Greens who feared and climate skeptics who hoped that the rash of investigations following Climategate and Glaciergate and all the other problems would reveal some gaping obvious flaws in the science of climate change were watching the wrong thing.  The Big Green Lie (or Delusion, to be charitable) isn't so much that climate change is happening and that it is very likely caused or at least exacerbated by human activity.  The Big Lie is that the green movement is a source of coherent or responsible counsel about what to do.

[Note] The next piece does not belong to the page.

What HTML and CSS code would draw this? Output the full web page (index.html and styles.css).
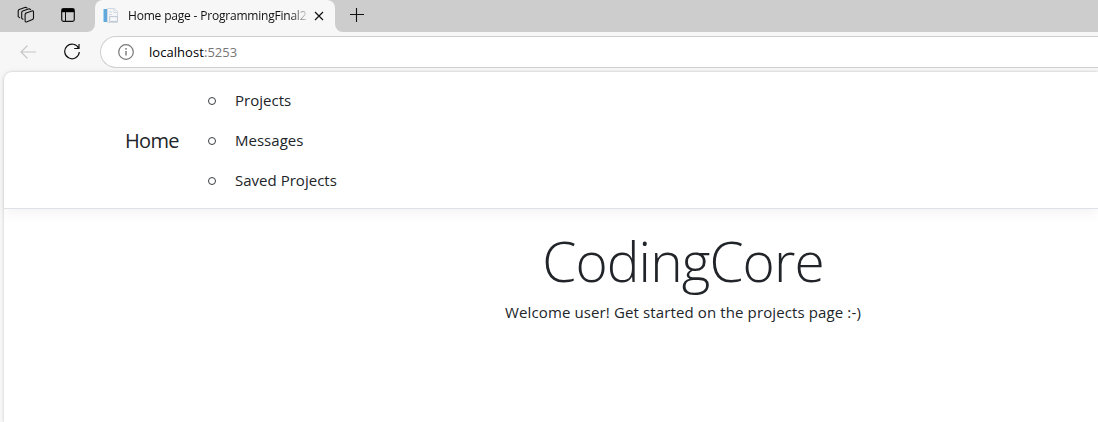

He's right, of course, that the green movement is not trusted as an adviser on what to do. So what? Its counsel on policy is not required. Nor, for that matter, is a complex international treaty of the sort that Copenhagen failed to produce. Congress and the administration can get to the right policy -- an explicit or implicit carbon tax; subsidies for low-carbon energy -- without the greens' input, so long as public opinion is convinced that the problem is real and needs to be addressed. It's not the extreme or otherwise ill-advised policy recommendations of the greens that have turned opinion against action of any kind, though I grant you they're no help. It's the diminished credibility of the claim that we have a problem in the first place. That is why Climategate mattered. And that is why these absurd "vindications" of the climate scientists involved also matter.
The economic burdens of mitigating climate change will not be shouldered until a sufficient number of voters believe the problem is real, serious, and pressing. Restoring confidence in climate science has to come first. That, in turn, means trusting voters with all of the doubts and unanswered questions -- with inconvenient data as well as data that confirm the story -- instead of misleading them (unintentionally, of course) into believing that everything is cut and dried. The inquiries could have started that process. They have further delayed it.